Influence of low-temperature electrolyser design on economic and environmental potential of CO and HCOOH production: A techno-economic assessment

Abstract

The electrochemical conversion of excess CO2 into valuable chemicals, such as carbon monoxide (CO) and formic acid (HCOOH) offers the possibility of combating climate change, while simultaneously providing sustainable raw materials for the chemical industry. The system design choice has large implications for the economic competitiveness of such processes. The impact of low-temperature electrolyser design on the economic potential of CO and HCOOH production was investigated alongside an environmental assessment of the required chemical plants. Six different cell architectures were analysed in a base and an optimistic case scenario with a target production of 75 and 100 tProduct/day, respectively, and a projected plant lifetime of 25 years. While none of the CO architectures managed to operate profitably in the base case, the modelling of both HCOOH architectures yielded a positive economic outcome.
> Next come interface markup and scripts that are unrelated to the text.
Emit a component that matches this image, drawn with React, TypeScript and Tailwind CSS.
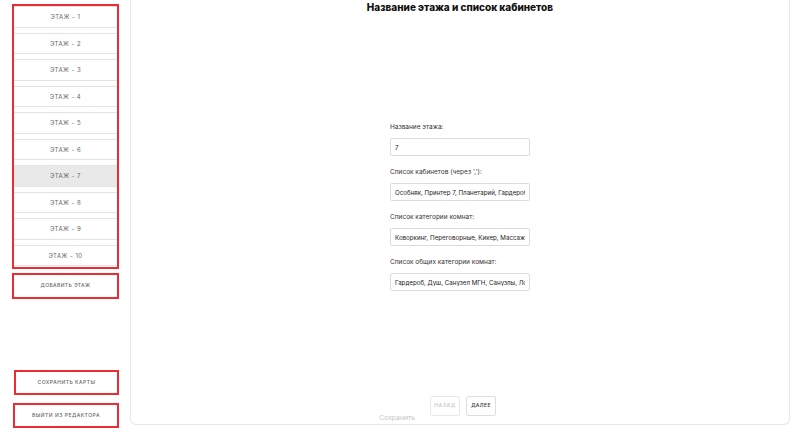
import React, { useState } from 'react';

const floors = Array.from({ length: 10 }, (_, i) => i + 1);

const fields = [
  { label: 'Название этажа:', value: '7' },
  { label: "Список кабинетов (через ','):", value: 'Особняк, Принтер 7, Планетарий, Гардероб, Переговорная 1' },
  { label: 'Список категории комнат:', value: 'Коворкинг, Переговорные, Кикер, Массажная' },
  { label: 'Список общих категории комнат:', value: 'Гардероб, Душ, Санузел МГН, Санузлы, Лобби' },
];

export default function App() {
  const [active, setActive] = useState(7);

  return (
    <div
      className="flex h-[433px] w-[800px] overflow-hidden bg-white text-[#333]"
      style={{ fontFamily: 'Inter, "Noto Sans", sans-serif' }}
    >
      {/* ---- боковая панель ---- */}
      <aside className="ml-[12px] flex w-[107px] flex-col pt-[4px] pb-[5px]">
        <div className="flex flex-col gap-[5px] border-[2px] border-[#ee2a32] bg-white pb-[1px]">
          {floors.map((n) => (
            <button
              key={n}
              onClick={() => setActive(n)}
              className={`h-[21.5px] w-full border-y border-[#e3e3e3] text-[6px] uppercase tracking-[0.08em] text-[#666] ${
                active === n ? 'bg-[#e9e9e9]' : 'bg-white'
              }`}
            >
              Этаж - {n}
            </button>
          ))}
        </div>

        <button className="mt-[4px] h-[26px] w-full border-[2px] border-[#ee2a32] text-[5px] font-medium uppercase tracking-[0.08em] text-[#666]">
          Добавить этаж
        </button>

        <div className="flex-1" />

        <button className="ml-[2px] h-[25px] w-[105px] border-[2px] border-[#ee2a32] text-[5px] font-medium uppercase tracking-[0.1em] text-[#666]">
          Сохранить карты
        </button>
        <button className="ml-[1px] mt-[8px] h-[25px] w-[106px] border-[2px] border-[#ee2a32] text-[5px] font-medium uppercase tracking-[0.1em] text-[#666]">
          Выйти из редактора
        </button>
      </aside>

      {/* ---- основная область ---- */}
      <main className="ml-[11px] flex h-[425px] w-[660px] flex-col rounded-b-[6px] border-x border-b border-[#e8e8e8]">
        <h2 className="pt-[1px] text-center text-[10px] font-extrabold leading-[13px] text-[#111]">
          Название этажа и список кабинетов
        </h2>

        <div className="flex flex-1 items-center justify-center pt-[4px]">
          <form className="flex w-[140px] flex-col" onSubmit={(e) => e.preventDefault()}>
            {fields.map((f, i) => (
              <label key={f.label} className={`flex flex-col ${i > 0 ? 'mt-[12px]' : ''}`}>
                <span className="text-[6.5px] leading-[9px] text-[#333]">{f.label}</span>
                <input
                  defaultValue={f.value}
                  className="mt-[6px] h-[18px] w-[140px] rounded-[2px] border border-[#dcdcdc] bg-white px-[4px] text-[6.2px] text-[#222] outline-none"
                />
              </label>
            ))}
          </form>
        </div>

        <div className="grid grid-cols-[1fr_auto_1fr] items-end pb-[2px]">
          <div className="flex justify-end pr-[9px]">
            <span className="text-[6.8px] leading-[9px] text-[#c4c4c4]">Сохранить</span>
          </div>
          <div className="ml-[6px] flex gap-[6px] pb-[6px]">
            <button className="h-[20px] w-[30px] rounded-[2px] border border-[#eaeaea] text-[5px] font-semibold uppercase tracking-[0.12em] text-[#c8c8c8]">
              Назад
            </button>
            <button className="h-[20px] w-[30px] rounded-[2px] border border-[#dedede] text-[5px] font-semibold uppercase tracking-[0.08em] text-[#444]">
              Далее
            </button>
          </div>
          <div />
        </div>
      </main>
    </div>
  );
}
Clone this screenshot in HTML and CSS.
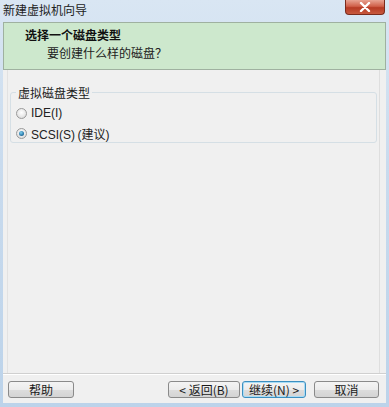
FILE: index.html
```html
<!DOCTYPE html>
<html lang="zh-CN">
<head>
<meta charset="utf-8">
<title>新建虚拟机向导</title>
<link rel="stylesheet" href="styles.css">
</head>
<body>
<div class="window">
  <div class="titlebar">
    <span class="title">新建虚拟机向导</span>
    <span class="close"><svg width="12" height="10" viewBox="0 0 12 10"><path d="M2 1 L10 9 M10 1 L2 9" stroke="#fff" stroke-width="2.4" stroke-linecap="round"/></svg></span>
  </div>
  <div class="client">
    <div class="header">
      <div class="h-title">选择一个磁盘类型</div>
      <div class="h-sub">要创建什么样的磁盘？</div>
    </div>
    <div class="page">
      <fieldset class="group">
        <legend>虚拟磁盘类型</legend>
        <label class="radio"><span class="dot"></span>IDE(I)</label>
        <label class="radio"><span class="dot on"></span>SCSI(S)&thinsp;(建议)</label>
      </fieldset>
      <div class="spacer"></div>
    </div>
    <div class="footer">
      <button class="btn help">帮助</button>
      <div class="right">
        <button class="btn back">&lt; 返回(B)</button>
        <button class="btn next">继续(N) &gt;</button>
        <button class="btn cancel">取消</button>
      </div>
    </div>
  </div>
</div>
</body>
</html>
```
FILE: styles.css
```css
* { box-sizing: border-box; }
html, body { margin: 0; padding: 0; }
body {
  width: 389px; height: 407px; overflow: hidden;
  font-family: "Liberation Sans", "Noto Sans CJK SC", sans-serif;
  font-size: 12px; color: #1a1a1a;
  background: #f0f0f0;
}
.window {
  width: 389px; height: 407px;
  display: flex; flex-direction: column;
  background: linear-gradient(180deg, #d9e6f3 0%, #c9dbee 40%, #bcd3ea 100%);
}
.titlebar {
  height: 22px; display: flex; align-items: flex-start; justify-content: space-between;
  padding: 0 4px 0 3px;
}
.title {
  margin-top: 3px; font-size: 12px; color: #222; line-height: 14px;
  font-family: "Noto Sans CJK SC", sans-serif;
}
.close {
  width: 40px; height: 15px; margin-top: 0;
  display: flex; align-items: center; justify-content: center;
  background: linear-gradient(180deg, #e8a392 0%, #d0604a 45%, #b63a24 55%, #c85a3e 100%);
  border: 1px solid #7a2b1c; border-top: none;
  border-radius: 0 0 4px 4px;
}
.client {
  flex: 1; margin: 0 3px 4px 3px;
  display: flex; flex-direction: column;
  background: #f0f0f0;
}
.header {
  height: 48px; background: #cde8cd;
  border: 1px solid #9fb1a0;
  padding: 3px 0 0 21px;
  font-family: "Noto Sans CJK SC", sans-serif;
}
.h-title { font-weight: bold; font-size: 12px; line-height: 18px; color: #111; }
.h-sub { font-size: 12px; line-height: 18px; margin-left: 22px; color: #222; }
.page {
  flex: 1; display: flex; flex-direction: column;
  margin: 0 6px 0 4px;
  border-left: 1px solid #e2e2e2; border-right: 1px solid #dedede;
  padding: 14px 2px 0 2px;
}
.group {
  margin: 0; padding: 8px 0 6px 5px;
  border: 1px solid #d5dfe5; border-radius: 3px;
  height: 59px;
}
.group legend {
  padding: 0 2px; margin-left: 0; font-size: 12px;
  font-family: "Noto Sans CJK SC", sans-serif; color: #1a1a1a;
}
.radio {
  display: flex; align-items: center; gap: 4px; height: 20px;
  font-family: "Liberation Sans", "Noto Sans CJK SC", sans-serif; font-size: 12px; color: #222;
}
.radio:first-of-type { margin-top: -6px; }
.dot {
  width: 11px; height: 11px; border-radius: 50%;
  border: 1px solid #9a9a9a;
  background: radial-gradient(circle at 50% 40%, #ffffff 0%, #e6e6e6 60%, #cfcfcf 100%);
  position: relative;
}
.dot.on::after {
  content: ""; position: absolute; left: 2px; top: 2px; width: 5px; height: 5px; border-radius: 50%;
  background: radial-gradient(circle at 40% 35%, #7fd0f0 0%, #2a78a8 60%, #154a6e 100%);
}
.spacer { flex: 1; }
.footer {
  height: 30px; border-top: 1px solid #d0d0d0;
  box-shadow: inset 0 1px 0 #ffffff;
  display: flex; align-items: flex-start; justify-content: space-between;
  padding: 7px 7px 0 5px;
}
.right { display: flex; gap: 2px; }
.btn {
  height: 17px; padding: 0; margin: 0;
  font-family: "Noto Sans CJK SC", sans-serif; font-size: 12px; line-height: 15px; color: #1a1a1a;
  border: 1px solid #8a8a8a; border-radius: 3px;
  background: linear-gradient(180deg, #f4f4f4 0%, #ececec 50%, #dddddd 51%, #d4d4d4 100%);
}
.help { width: 66px; }
.back { width: 72px; }
.next { width: 64px; border-color: #3c8fc0; box-shadow: inset 0 0 0 1px #a9dcf5; }
.cancel { width: 65px; margin-left: 6px; }
```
The CO producing systems showed an on average 22% greater performance improvement in the optimistic case, compared to HCOOH. The environmental potential to act as a carbon sink was determined through an analysis of the CO2 emissions due to heat and electricity demand as well as the CO2 utilisation of the systems. While HCOOH production requires clean electricity with maximum carbon intensities of 137 gCO2/kWh in the optimistic case, CO production only requires a maximum of 346 gCO2/kWh, which is well above the current EU electricity mix of 235 gCO2/kWh.